No es esta, con todo, una apología de la vida licenciosa y del consumo de sustancias estimulantes. No hay en las descripciones que hace Pustkowiak la excitación adolescente de quien quiere probar el mundo. Al contrario, lo que llama la atención es el interés por mostrar ese momento de crisis en la vida de una mujer que no se siente parte de la sociedad. Pero más destacable aún es el uso del humor con que se relata. Vistos con atención, tanto la crisis como el crimen cometido son de una naturaleza dramática, y así mismo podrían haberse contado. Pero la novela está cargada de humor negro, comentarios satíricos e irónicos que recaen sobre el propio personaje y las situaciones que atraviesa.


Patrycja Pustkowiak


Podríamos decir que el acierto de la novela es que prácticamente se burla de sí misma. Se burla también de la intelectualidad y del esnobismo, por medio de alusiones que no resultan nada usuales en la construcción del personaje que se siente “diferente”, y que cae en lugares comunes como aislarse para cultivar sus intereses literarios y filosóficos. Aquí nos alejamos de esta intelectualidad y nos encontramos de frente con asociaciones puramente populares: Tamara se suscribe a mensajería instantánea con predicciones sobre el futuro; a actualizaciones que le dan pistas sobre la búsqueda del verdadero amor; se preocupa por las publicaciones que encuentra en sus redes sociales; se sienta horas frente al televisor a ver programas de cocina y reality shows. He aquí la ironía de esa búsqueda por un espacio en la sociedad de la cual se siente tan apartada, y a la cual parece amoldarse al mismo tiempo con tanta facilidad.
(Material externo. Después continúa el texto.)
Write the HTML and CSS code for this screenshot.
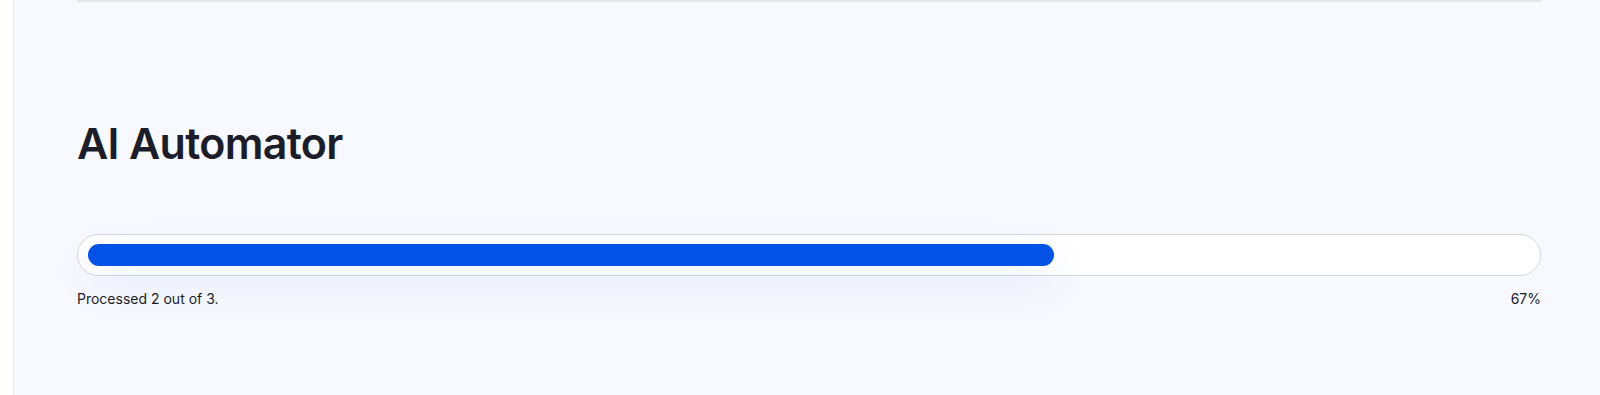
FILE: index.html
```html
<!DOCTYPE html>
<html>
  <head>
    <meta charset="UTF-8" />
    <title>AI Automator</title>
    <link rel="stylesheet" href="styles.css">
  </head>
  <body>
    <div class="layout">
      <div class="sidebar"></div>
      <div class="main">
        <div class="divider"></div>
        <h1 class="title">AI Automator</h1>
        <div class="progress">
          <div class="progress-track">
            <div class="progress-bar" style="width: 67%"></div>
          </div>
          <div class="progress-info">
            <span>Processed 2 out of 3.</span>
            <span>67%</span>
          </div>
        </div>
      </div>
    </div>
  </body>
</html>
```

FILE: styles.css
```css
* {
  box-sizing: border-box;
}

body {
  margin: 0;
  font-family: Inter, "Noto Sans", sans-serif;
  color: #1c1d29;
  background-color: #ffffff;
}

.layout {
  display: flex;
  min-height: 395px;
}

.sidebar {
  width: 14px;
  background-color: #ffffff;
  border-right: 1px solid #eceef2;
}

.main {
  flex: 1;
  background-color: #f8f9fe;
  padding: 0 59px 0 63px;
}

.divider {
  border-top: 2px solid #e3e5ea;
}

.title {
  margin: 116px 0 0 0;
  font-size: 43px;
  font-weight: 600;
  letter-spacing: -0.7px;
  line-height: 1.2;
}

.progress {
  margin-top: 64px;
}

.progress-track {
  height: 42px;
  padding: 9px 10px;
  background-color: #ffffff;
  border: 1px solid #d6d7dc;
  border-radius: 21px;
}

.progress-bar {
  height: 22px;
  background-color: #0452e6;
  border-radius: 11px;
  box-shadow: 0 16px 44px rgba(4, 82, 230, 0.1);
}

.progress-info {
  display: flex;
  justify-content: space-between;
  margin-top: 14px;
  font-size: 14px;
  color: #1c1d29;
}
```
En cuanto a la edición, hay que subrayar el trabajo que se propone Aquelarre Ediciones por poner ante el lector latinoamericano traducciones de obras de la literatura contemporánea mundial. Esta novela constituye el primer título de la colección Narrativa Contemporánea, una apuesta sin lugar a duda interesante, con la que emprende el reto de seleccionar autores noveles, cuyas obras, no obstante, tienen el mérito para desbordar sus respectivas esferas locales. La traducción al español de esta novela la realiza Cristina Arroyo, y es de destacar la cuidadosa labor que realiza el editor al incluir algunas pertinentes notas al pie de página. No son más que unas cuantas, de forma que no pretenden rellenar ni agobiar al lector con detalles prescindibles; por el contrario, encontramos notas en el lugar preciso en donde deberían estar, por lo general para aclarar referencias particulares del ámbito polaco.